RECORD SET.
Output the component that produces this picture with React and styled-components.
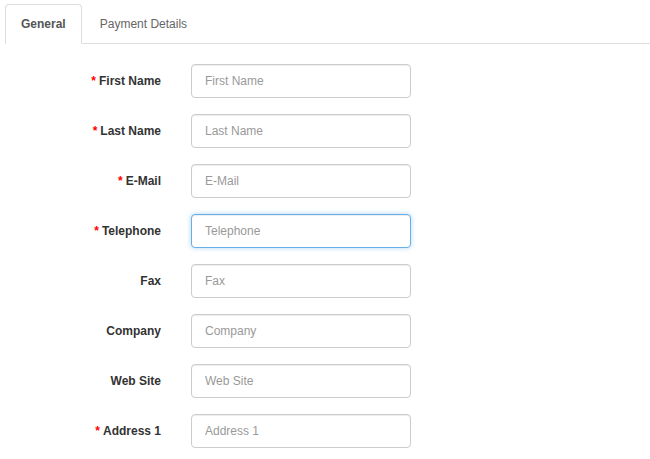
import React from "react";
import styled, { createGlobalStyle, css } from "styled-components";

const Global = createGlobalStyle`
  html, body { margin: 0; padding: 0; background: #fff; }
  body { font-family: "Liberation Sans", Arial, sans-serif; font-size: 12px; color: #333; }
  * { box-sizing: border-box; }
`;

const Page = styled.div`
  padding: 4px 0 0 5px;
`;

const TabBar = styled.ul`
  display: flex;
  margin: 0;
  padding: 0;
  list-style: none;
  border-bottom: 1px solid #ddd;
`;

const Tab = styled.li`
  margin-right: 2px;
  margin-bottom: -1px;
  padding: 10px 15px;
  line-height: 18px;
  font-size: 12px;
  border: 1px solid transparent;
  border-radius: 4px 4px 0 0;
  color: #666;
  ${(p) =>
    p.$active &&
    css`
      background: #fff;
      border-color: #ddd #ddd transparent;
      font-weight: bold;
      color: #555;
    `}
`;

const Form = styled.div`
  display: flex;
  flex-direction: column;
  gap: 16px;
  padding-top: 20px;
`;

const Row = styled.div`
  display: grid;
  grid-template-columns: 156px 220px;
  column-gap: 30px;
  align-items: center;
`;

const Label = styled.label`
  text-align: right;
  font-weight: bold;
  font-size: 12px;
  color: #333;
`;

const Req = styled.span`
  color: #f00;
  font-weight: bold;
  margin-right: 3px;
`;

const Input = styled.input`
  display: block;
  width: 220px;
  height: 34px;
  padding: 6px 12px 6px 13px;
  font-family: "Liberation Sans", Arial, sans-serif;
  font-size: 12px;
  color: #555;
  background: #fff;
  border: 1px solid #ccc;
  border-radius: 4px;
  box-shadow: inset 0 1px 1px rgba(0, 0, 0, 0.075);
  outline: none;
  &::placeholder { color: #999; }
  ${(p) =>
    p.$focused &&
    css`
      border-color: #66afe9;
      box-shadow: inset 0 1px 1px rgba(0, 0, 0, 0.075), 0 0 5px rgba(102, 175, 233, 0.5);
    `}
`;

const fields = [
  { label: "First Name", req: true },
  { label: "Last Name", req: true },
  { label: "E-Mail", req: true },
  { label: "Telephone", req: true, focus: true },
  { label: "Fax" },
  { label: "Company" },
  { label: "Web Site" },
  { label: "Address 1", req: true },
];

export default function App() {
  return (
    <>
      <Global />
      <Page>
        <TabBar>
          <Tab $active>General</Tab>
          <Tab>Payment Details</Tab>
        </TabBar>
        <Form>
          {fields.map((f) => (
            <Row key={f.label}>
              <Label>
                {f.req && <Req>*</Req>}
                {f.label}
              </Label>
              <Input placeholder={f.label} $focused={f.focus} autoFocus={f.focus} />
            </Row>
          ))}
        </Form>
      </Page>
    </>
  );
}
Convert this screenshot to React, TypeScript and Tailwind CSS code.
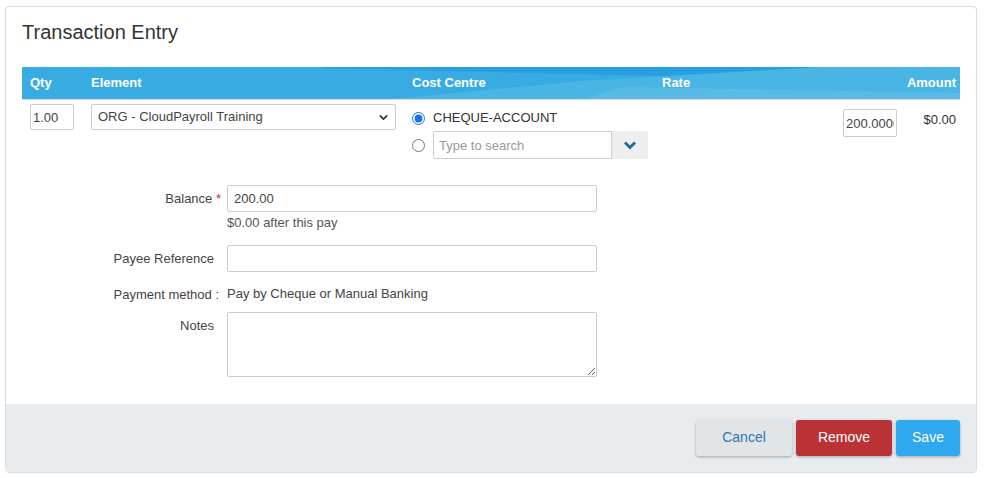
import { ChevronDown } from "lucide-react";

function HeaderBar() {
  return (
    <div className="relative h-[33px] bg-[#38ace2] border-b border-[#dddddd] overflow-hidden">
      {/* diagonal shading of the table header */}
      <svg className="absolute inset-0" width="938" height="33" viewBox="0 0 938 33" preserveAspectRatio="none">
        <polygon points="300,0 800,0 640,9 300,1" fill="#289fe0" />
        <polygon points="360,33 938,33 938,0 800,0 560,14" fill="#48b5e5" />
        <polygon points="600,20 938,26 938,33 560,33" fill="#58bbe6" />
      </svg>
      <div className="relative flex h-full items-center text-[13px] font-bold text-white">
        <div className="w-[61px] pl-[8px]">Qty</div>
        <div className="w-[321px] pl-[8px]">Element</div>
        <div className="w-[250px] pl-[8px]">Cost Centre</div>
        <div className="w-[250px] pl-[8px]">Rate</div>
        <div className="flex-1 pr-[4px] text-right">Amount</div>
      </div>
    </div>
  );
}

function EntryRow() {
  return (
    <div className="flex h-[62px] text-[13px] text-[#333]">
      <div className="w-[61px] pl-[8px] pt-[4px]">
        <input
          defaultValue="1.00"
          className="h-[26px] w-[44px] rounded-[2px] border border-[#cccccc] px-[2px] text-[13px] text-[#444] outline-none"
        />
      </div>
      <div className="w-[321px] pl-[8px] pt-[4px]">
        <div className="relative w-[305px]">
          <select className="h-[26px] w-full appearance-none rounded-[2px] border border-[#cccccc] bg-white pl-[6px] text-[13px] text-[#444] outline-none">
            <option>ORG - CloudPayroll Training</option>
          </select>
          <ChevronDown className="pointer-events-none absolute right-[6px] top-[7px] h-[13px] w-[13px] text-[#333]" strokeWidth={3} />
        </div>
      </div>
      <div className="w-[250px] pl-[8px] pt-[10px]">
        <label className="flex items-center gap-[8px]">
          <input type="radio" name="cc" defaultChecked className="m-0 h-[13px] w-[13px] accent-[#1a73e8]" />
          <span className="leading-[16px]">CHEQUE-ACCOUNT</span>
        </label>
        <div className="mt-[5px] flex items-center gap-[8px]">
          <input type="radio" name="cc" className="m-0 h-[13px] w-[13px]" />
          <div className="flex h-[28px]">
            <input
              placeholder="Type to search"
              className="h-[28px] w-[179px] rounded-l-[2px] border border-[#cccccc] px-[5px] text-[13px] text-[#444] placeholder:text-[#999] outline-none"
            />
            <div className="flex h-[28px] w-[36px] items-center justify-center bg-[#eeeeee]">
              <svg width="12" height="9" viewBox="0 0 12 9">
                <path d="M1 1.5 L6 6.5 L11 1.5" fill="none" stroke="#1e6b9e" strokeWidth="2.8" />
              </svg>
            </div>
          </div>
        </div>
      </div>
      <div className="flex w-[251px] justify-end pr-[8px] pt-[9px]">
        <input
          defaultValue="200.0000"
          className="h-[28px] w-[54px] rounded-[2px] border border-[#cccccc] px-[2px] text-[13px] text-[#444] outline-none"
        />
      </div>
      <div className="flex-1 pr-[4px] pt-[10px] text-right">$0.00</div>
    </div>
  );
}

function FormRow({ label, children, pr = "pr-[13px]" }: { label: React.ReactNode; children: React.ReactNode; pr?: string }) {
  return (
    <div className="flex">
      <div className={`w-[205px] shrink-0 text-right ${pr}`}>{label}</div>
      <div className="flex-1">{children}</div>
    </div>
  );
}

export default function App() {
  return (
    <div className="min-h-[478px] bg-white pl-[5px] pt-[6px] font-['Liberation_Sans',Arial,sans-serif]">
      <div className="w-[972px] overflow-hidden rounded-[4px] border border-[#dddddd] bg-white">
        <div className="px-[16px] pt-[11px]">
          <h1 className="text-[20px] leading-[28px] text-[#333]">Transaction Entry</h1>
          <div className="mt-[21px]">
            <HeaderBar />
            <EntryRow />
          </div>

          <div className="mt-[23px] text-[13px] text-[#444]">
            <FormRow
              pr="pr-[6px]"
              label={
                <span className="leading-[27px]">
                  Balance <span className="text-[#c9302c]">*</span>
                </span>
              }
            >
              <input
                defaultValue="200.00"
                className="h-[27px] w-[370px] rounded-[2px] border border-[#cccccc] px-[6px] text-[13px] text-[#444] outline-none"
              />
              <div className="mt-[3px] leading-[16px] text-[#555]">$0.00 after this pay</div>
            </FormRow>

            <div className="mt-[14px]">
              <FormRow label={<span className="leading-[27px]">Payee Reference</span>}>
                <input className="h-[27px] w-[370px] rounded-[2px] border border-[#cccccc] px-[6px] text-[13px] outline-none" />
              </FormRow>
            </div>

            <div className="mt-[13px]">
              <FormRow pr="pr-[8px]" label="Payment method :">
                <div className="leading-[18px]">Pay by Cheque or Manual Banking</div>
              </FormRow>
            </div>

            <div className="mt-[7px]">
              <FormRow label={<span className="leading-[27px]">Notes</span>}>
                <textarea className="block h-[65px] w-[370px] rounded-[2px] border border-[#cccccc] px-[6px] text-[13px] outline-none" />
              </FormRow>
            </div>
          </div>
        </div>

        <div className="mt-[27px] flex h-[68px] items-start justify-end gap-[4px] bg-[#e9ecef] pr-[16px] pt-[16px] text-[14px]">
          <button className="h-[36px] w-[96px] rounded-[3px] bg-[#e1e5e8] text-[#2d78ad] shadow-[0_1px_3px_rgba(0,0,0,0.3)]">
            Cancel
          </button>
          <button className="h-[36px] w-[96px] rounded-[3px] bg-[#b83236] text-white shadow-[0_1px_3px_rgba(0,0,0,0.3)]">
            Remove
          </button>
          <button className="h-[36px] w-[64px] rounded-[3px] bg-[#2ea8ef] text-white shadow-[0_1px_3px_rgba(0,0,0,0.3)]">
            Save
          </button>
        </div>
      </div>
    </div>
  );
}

TASK REQUIREMENTS.
Report only the number of lines in the listing that contain the word "this".

EXERCISE OUTPUT.
3